贺律最终也没有把车掉头开回去,叶星洲也不会让他这么做,毕竟这不是贺律可以解决的问题。

    叶星洲觉得贺律应该知道,便把自己的发现告诉了他。

    贺律有些自责,双手死死地抓着方向盘,叶星洲明白他是为了好友担心焦虑,可这不是他的错。

    想了想,叶星洲还是没忍住。

    “岑老师没有家人吗?他车祸是怎么回事?”

    贺律的目光深了些,他好像在回忆。

    “岑衍原本是农村的孩子,家里有兄弟姐妹四个,父母都是农民。他还没成年就出来打工,后来到了片场跑龙套,但他很有野心挖空心思去学,长相也不错,后来成功当上了男配。我跟他也是在那个时候认识的,目标一致让我们成了伙伴,总之我们成功了。这时候他才有了回去看看父母的念头,结果得知父母早就去世,兄弟姐妹也各奔东西,只有一个弟弟还在老家,但弟弟染上赌瘾就找他要钱,而且变本加厉,岑衍想着只有这一个弟弟了,父母去世他也不在,难免纵容了一些。然而焦头烂额的时候,有一天他收工很晚,他弟弟急着找他要钱,又喝了酒,结果路上两人的车撞上,弟弟死了,岑衍下半身残疾……”

    叶星洲倒吸了一口凉气。

    “那段时间岑衍有很强烈的自杀倾向,因为双腿残疾,他的演绎生涯也到此结束。”贺律声音里有一丝悲凉,“这本来是他一生的追求。”

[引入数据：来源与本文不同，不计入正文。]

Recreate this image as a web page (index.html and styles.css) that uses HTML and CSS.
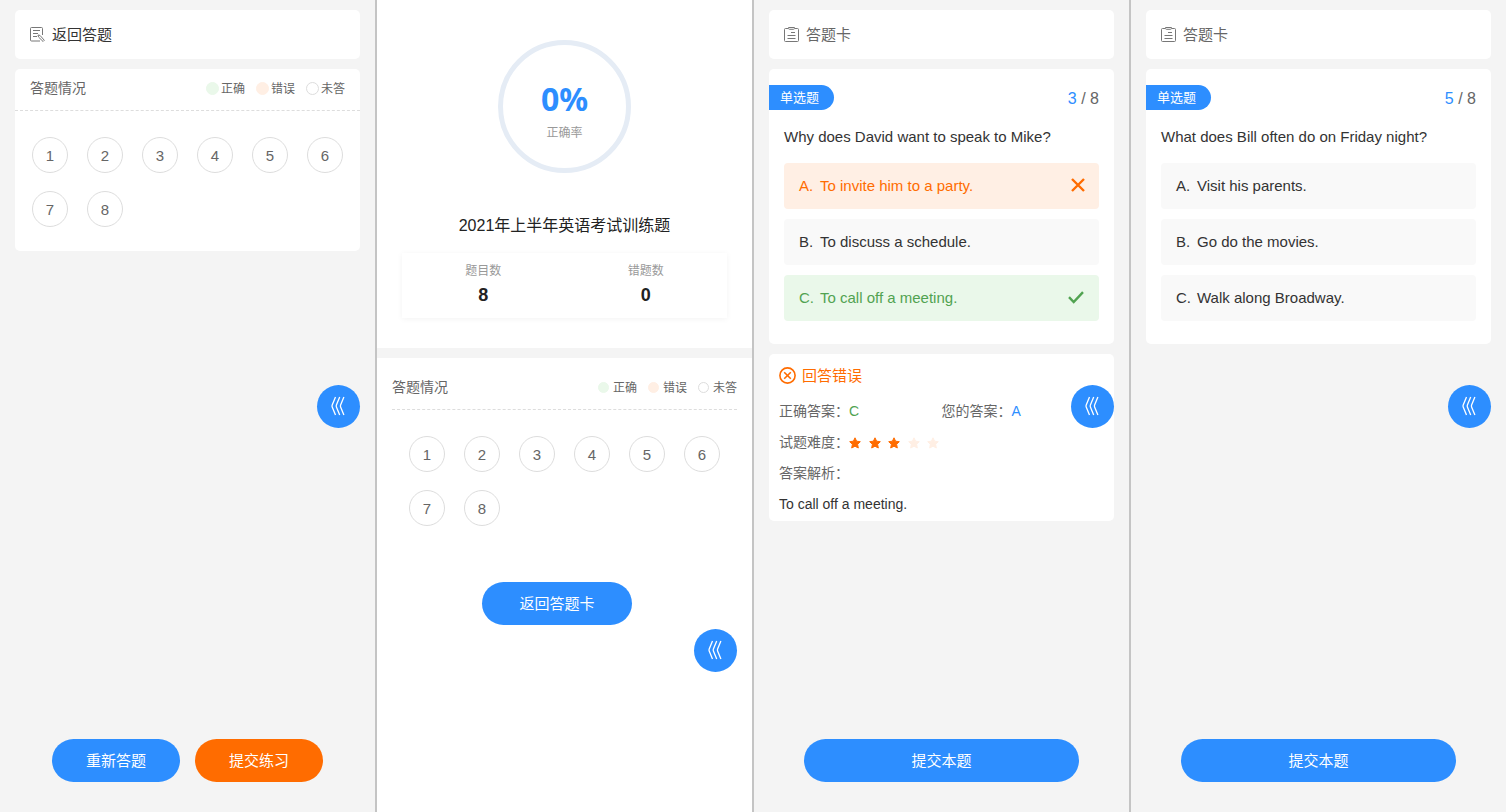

    后面的话贺律不说叶星洲也能猜出来,岑衍肯定有很严重的心里疾病,而且对贺律也抱有怨恨。

    从他说话中就能感觉出来,他想让贺律自责,让贺律感受到他的痛苦。

    “他需要心理医生。”叶星洲说,“我已经交代了阿姨尽量不要让岑老师离开她的视线,而且从今天来看,他暂时不会有自杀的想法。”

    贺律侧头问为什么。

    叶星洲看向窗外的行人景色,“他其实就是很孤独,觉得自己现在一无是处,需要存在感。他愿意把自己的画做成拼图送给你,就一定会在你生日那天送,而且我也说了会来请教他。”

    这可能就是一点微弱的希望。

    贺律沉默半晌,说:“谢谢。”

    他是岑衍最好的朋友,曾经最亲密的搭档,可是他根本没发现岑衍竟然在他们来之前准备自杀,而且抑郁症说不准又复发,变得更加严重。

    甚至,叶星洲还想了解决办法。

    叶星洲看了眼时间觉得还早,也不想再说这个沉重的话题。